Completing a system-wide Dark Mode isn’t just about pleasing enthusiasts. It’s a reputational milestone. A consistent, polished UI signals that Microsoft values design maturity. The disjointed dark theme that shipped with Windows 10 and carried into Windows 11 has been a source of mockery and frustration for years.

This preview update shows Microsoft is listening, albeit slowly. By focusing on compatibility and staged releases, the company minimizes the risk of breaking critical workflows—a sensible strategy given Windows’ footprint. But the glacial pace also breeds distrust. Community forums are filled with users who have waited nearly a decade for a feature that rivals had on day one.

The strengths are clear: a measured rollout, active Insider feedback loops, and a compatibility-first mindset. The weaknesses? A multi-year timeline that tests patience, half-finished theming that creates its own legibility problems, and no official roadmap that commits to finishing the job.

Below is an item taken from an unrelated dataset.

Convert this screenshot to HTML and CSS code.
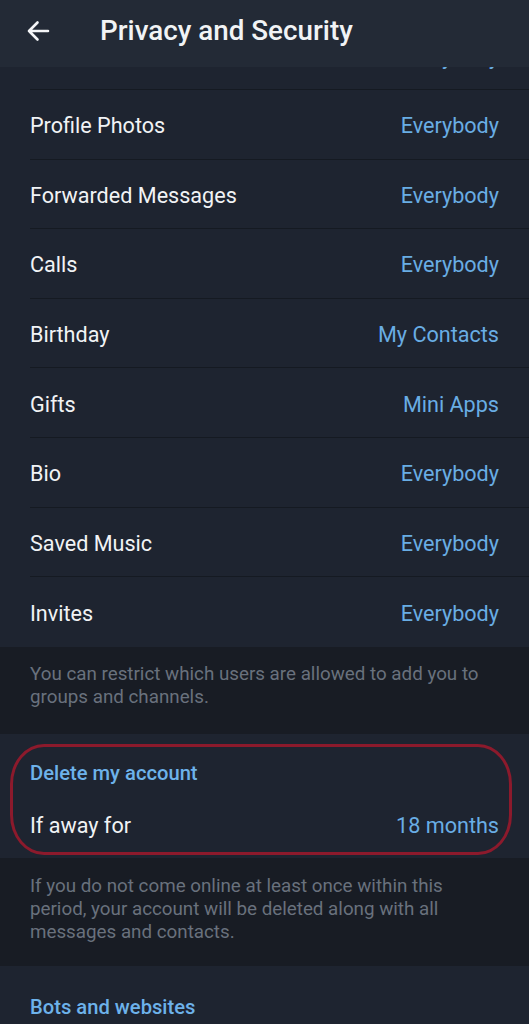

An Incomplete Victory, but a Real One

The darkened file dialogs in the latest Windows 11 preview are a genuine win. They eliminate one of the most common daily annoyances for Dark Mode users and bring Windows closer to the cohesive experience it should have been from the start. The change might seem small, but it’s the kind of foundational polish that separates a crude OS from a crafted one.

Yet the journey is far from over. Until the Control Panel, Run box, and countless other legacy windows go dark, the experience remains fractured. Bright buttons clashing with dark backgrounds in exactly the places that should show progress—ironically—highlight how much fine-tuning remains.

For now, Insiders can enjoy the fix and provide feedback. Everyone else should watch the preview channels and hope that Microsoft sustains this momentum. A fully consistent Dark Mode in Windows 11 is no longer a fantasy; it’s a project with visible momentum. The question is whether Microsoft will finally push it over the finish line.